For a company’s financial health, I look at its return on equity, its margins and its liquidity, and very closely at its debt. It’s hard for a debt-free company to go bankrupt.
There’s no secrets to what I’m doing. This information is widely available online. And although it’s time-consuming, it’s not nearly as complicated as it sounds. My usual procedure for buying a stock is to first use various ways to come up with a large number of stocks that I may be interested in, whether something I hear about or see on a list.
Most of my life, whether investing or anything else that requires time and work, I’ve leaned heavily towards the law of parsimony, a principle that recommends searching for explanations constructed with the smallest set of elements. Although my stock analysis can seem a little overwhelming, I suspect one could probably come to the same decisions with half of the information I use. Maybe debt, margins, dividends, and price to cash and earnings, with a look at any warnings from analysts.
I painfully hold to stocks I own whether they’re doing well or poorly. I consider selling when the same analysis doesn’t add up to buying a stock. But even then, I still give it some time. And time is one of many tricks I use to keeping my emotions out of these decisions. My default is to do nothing.

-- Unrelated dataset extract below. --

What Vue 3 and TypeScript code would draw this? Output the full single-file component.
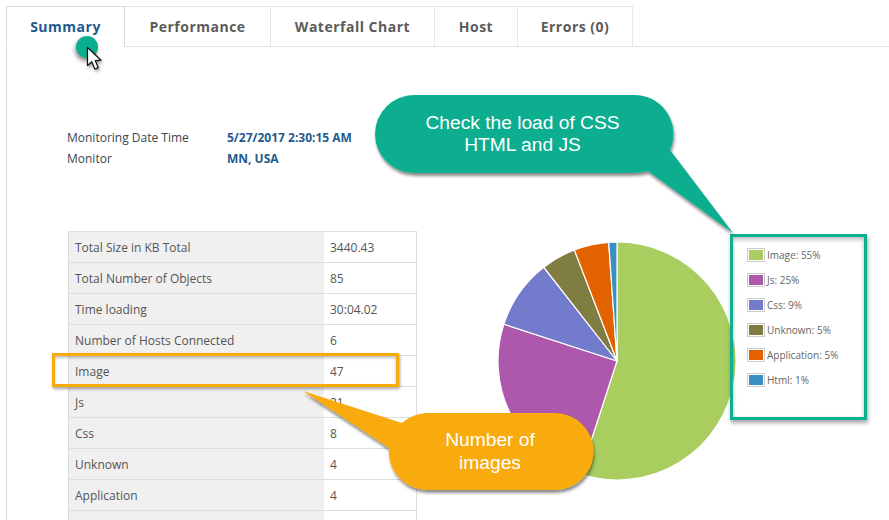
<template>
  <div class="page">
    <nav class="tabs">
      <div v-for="(tab, i) in tabs" :key="tab.name" class="tab" :class="{ active: i === 0 }" :style="{ width: tab.width + 'px' }">
        {{ tab.name }}
      </div>
      <div class="tabs-rest"></div>
    </nav>

    <main class="panel">
      <dl class="details">
        <dt>Monitoring Date Time</dt>
        <dd>5/27/2017 2:30:15 AM</dd>
        <dt>Monitor</dt>
        <dd>MN, USA</dd>
      </dl>

      <section class="report">
        <table class="stats">
          <tbody>
            <tr v-for="row in rows" :key="row.label">
              <th>{{ row.label }}</th>
              <td>{{ row.value }}</td>
            </tr>
          </tbody>
        </table>

        <div class="chart">
          <svg class="pie" width="240" height="240" viewBox="0 0 240 240">
            <path v-for="s in slices" :key="s.label" :d="s.d" :fill="s.color" stroke="#fff" stroke-width="1.2" />
          </svg>
          <ul class="legend">
            <li v-for="s in slices" :key="s.label">
              <span class="swatch"><i :style="{ background: s.color }"></i></span>
              <span>{{ s.label }}: {{ s.pct }}%</span>
            </li>
          </ul>
        </div>
      </section>
    </main>

    <!-- annotations drawn on top of the screenshot -->
    <div class="click-dot"></div>
    <svg class="cursor" width="20" height="28" viewBox="0 0 20 28">
      <path d="M1.5 1.5 L1.5 19.5 L5.8 15.8 L8.8 23 L12.2 21.6 L9.2 14.6 L15 14.2 Z" fill="#fff" stroke="#111" stroke-width="1.2" stroke-linejoin="round" />
    </svg>

    <div class="highlight"></div>

    <svg class="bubbles" width="889" height="520" viewBox="0 0 889 520">
      <defs>
        <filter id="drop" x="-10%" y="-10%" width="125%" height="125%">
          <feDropShadow dx="1" dy="3" stdDeviation="1.6" flood-color="#000" flood-opacity="0.45" />
        </filter>
      </defs>
      <path filter="url(#drop)" fill="#09ae8f" d="M414 95 H632 A39 39 0 0 1 670 150 L733 233 L648 171 Q640 173 632 173 H414 A39 39 0 0 1 414 95 Z" />
      <path filter="url(#drop)" fill="#f9ab0b" d="M427 413 H555 A38.5 38.5 0 0 1 555 490 H427 A38.5 38.5 0 0 1 389 448 L303 391 L402 423 Q414 413 427 413 Z" />
    </svg>
    <div class="note note-green">Check the load of CSS<br />HTML and JS</div>
    <div class="note note-orange">Number of<br />images</div>
  </div>
</template>

<script setup lang="ts">
import { computed } from 'vue'

const tabs = [
  { name: 'Summary', width: 119 },
  { name: 'Performance', width: 146 },
  { name: 'Waterfall Chart', width: 164 },
  { name: 'Host', width: 83 },
  { name: 'Errors (0)', width: 115 }
]

const rows = [
  { label: 'Total Size in KB Total', value: '3440.43' },
  { label: 'Total Number of Objects', value: '85' },
  { label: 'Time loading', value: '30:04.02' },
  { label: 'Number of Hosts Connected', value: '6' },
  { label: 'Image', value: '47' },
  { label: 'Js', value: '21' },
  { label: 'Css', value: '8' },
  { label: 'Unknown', value: '4' },
  { label: 'Application', value: '4' },
  { label: '', value: '' }
]

// angle is the real share of the pie, pct the rounded number in the legend
const shares = [
  { label: 'Image', pct: 55, angle: 198, color: '#a9cd5e' },
  { label: 'Js', pct: 25, angle: 90, color: '#ad57ad' },
  { label: 'Css', pct: 9, angle: 34, color: '#737ccc' },
  { label: 'Unknown', pct: 5, angle: 17, color: '#7f7d41' },
  { label: 'Application', pct: 5, angle: 17, color: '#e36200' },
  { label: 'Html', pct: 1, angle: 4, color: '#3a90c4' }
]

function point(deg: number) {
  const rad = (deg * Math.PI) / 180
  return `${(120 + 119 * Math.sin(rad)).toFixed(2)} ${(120 - 119 * Math.cos(rad)).toFixed(2)}`
}

const slices = computed(() => {
  let start = 0
  return shares.map((s) => {
    const end = start + s.angle
    const large = s.angle > 180 ? 1 : 0
    const d = `M120 120 L${point(start)} A119 119 0 ${large} 1 ${point(end)} Z`
    start = end
    return { ...s, d }
  })
})
</script>

<style>
html, body { margin: 0; background: #fff; }
</style>

<style scoped>
.page {
  position: relative;
  width: 889px;
  height: 520px;
  overflow: hidden;
  background: #fff;
  font-family: "Open Sans", sans-serif;
  color: #555;
}
.tabs {
  display: flex;
  height: 41px;
  margin: 6px 0 0 6px;
  box-sizing: border-box;
}
.tab {
  box-sizing: border-box;
  border: 1px solid #e8e8e8;
  border-left: none;
  border-bottom: 1px solid #e4e4e4;
  display: flex;
  align-items: center;
  justify-content: center;
  padding-bottom: 1px;
  font-size: 14px;
  font-weight: 700;
  letter-spacing: 0.5px;
  color: #5b5b5b;
}
.tab.active {
  border-left: 1px solid #d8d8d8;
  border-top-color: #d8d8d8;
  border-right-color: #d8d8d8;
  border-bottom-color: #fff;
  color: #1e5a8c;
}
.tabs-rest {
  flex: 1;
  border-bottom: 1px solid #e4e4e4;
}
.panel {
  margin-left: 6px;
  border-left: 1px solid #d8d8d8;
  padding: 80px 0 0 60px;
}
.details {
  display: grid;
  grid-template-columns: 160px auto;
  grid-auto-rows: 21px;
  justify-content: start;
  align-items: center;
  margin: 0;
  font-size: 12px;
  color: #3a4650;
}
.details dd {
  margin: 0;
  font-weight: 700;
  color: #1e5a8c;
}
.report {
  display: flex;
  align-items: flex-start;
  margin-top: 62px;
}
.stats {
  width: 349px;
  border-collapse: collapse;
  table-layout: fixed;
  font-size: 12px;
  margin-left: 1px;
  flex: none;
}
.stats th, .stats td {
  height: 30px;
  padding: 0 6px;
  border: 1px solid #dedede;
  text-align: left;
  font-weight: 400;
  color: #555;
}
.stats th {
  width: 243px;
  background: #f0f0f0;
  border-right: none;
}
.stats td { border-left: none; }
.chart {
  display: flex;
  align-items: flex-start;
  margin-left: 80px;
}
.pie {
  flex: none;
  margin-top: 10px;
}
.legend {
  list-style: none;
  box-sizing: border-box;
  width: 137px;
  height: 186px;
  margin: 3px 0 0 -7px;
  padding: 5px 0 0 14px;
  border: 3px solid #0cb18f;
  box-shadow: 1px 3px 4px rgba(0, 0, 0, 0.35), inset 0 3px 4px rgba(0, 0, 0, 0.22), inset 0 0 3px rgba(0, 0, 0, 0.08);
  font-size: 10px;
  color: #666;
}
.legend li {
  display: flex;
  align-items: center;
  gap: 2px;
  height: 25px;
}
.swatch {
  box-sizing: border-box;
  width: 18px;
  height: 14px;
  padding: 1px;
  border: 1px solid #ccc;
  flex: none;
}
.swatch i {
  display: block;
  width: 100%;
  height: 100%;
}
.click-dot {
  position: absolute;
  left: 76px;
  top: 36px;
  width: 22px;
  height: 22px;
  border-radius: 50%;
  background: #09ae8f;
  box-shadow: -1px 3px 4px rgba(0, 0, 0, 0.45);
}
.cursor {
  position: absolute;
  left: 86px;
  top: 46px;
  filter: drop-shadow(1px 2px 1.5px rgba(0, 0, 0, 0.4));
}
.highlight {
  position: absolute;
  left: 52px;
  top: 353px;
  width: 347px;
  height: 34px;
  box-sizing: border-box;
  border: 3px solid #f9ab0b;
  box-shadow: 1px 2px 3px rgba(0, 0, 0, 0.35), inset 0 2px 3px rgba(0, 0, 0, 0.25);
}
.bubbles {
  position: absolute;
  left: 0;
  top: 0;
}
.note {
  position: absolute;
  font-family: "Liberation Sans", Arial, sans-serif;
  font-size: 19.2px;
  line-height: 22.5px;
  text-align: center;
  color: #fff;
}
.note-green {
  left: 375px;
  top: 112px;
  width: 295px;
  line-height: 22px;
}
.note-orange {
  left: 389px;
  top: 429px;
  width: 202px;
}
</style>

Yes, I miss out on Google and Apple and Netflix. But I also missed out on Tesla last year. Cummins, Emcor, Ryder, Amgen and Teck aren’t nearly as interesting, but I trust them a lot more. Index funds trust overpriced stocks much more than I do.
How far will I stray from index funds? I don’t know. I don’t make fast moves. After combing through scores of stocks over several weeks, I recently made a couple of new stock purchases. As I normally do, they’re a broad mix across sectors, capitalizations, and value and growth.
And that may be all I do for a while as I wait, watching what happens with the recession “everyone” is predicting. If I do beat the market, doing little or nothing will get me closer to where I want to be. If I’m wrong, I’ll find myself making some changes. And confessing my mistakes to you.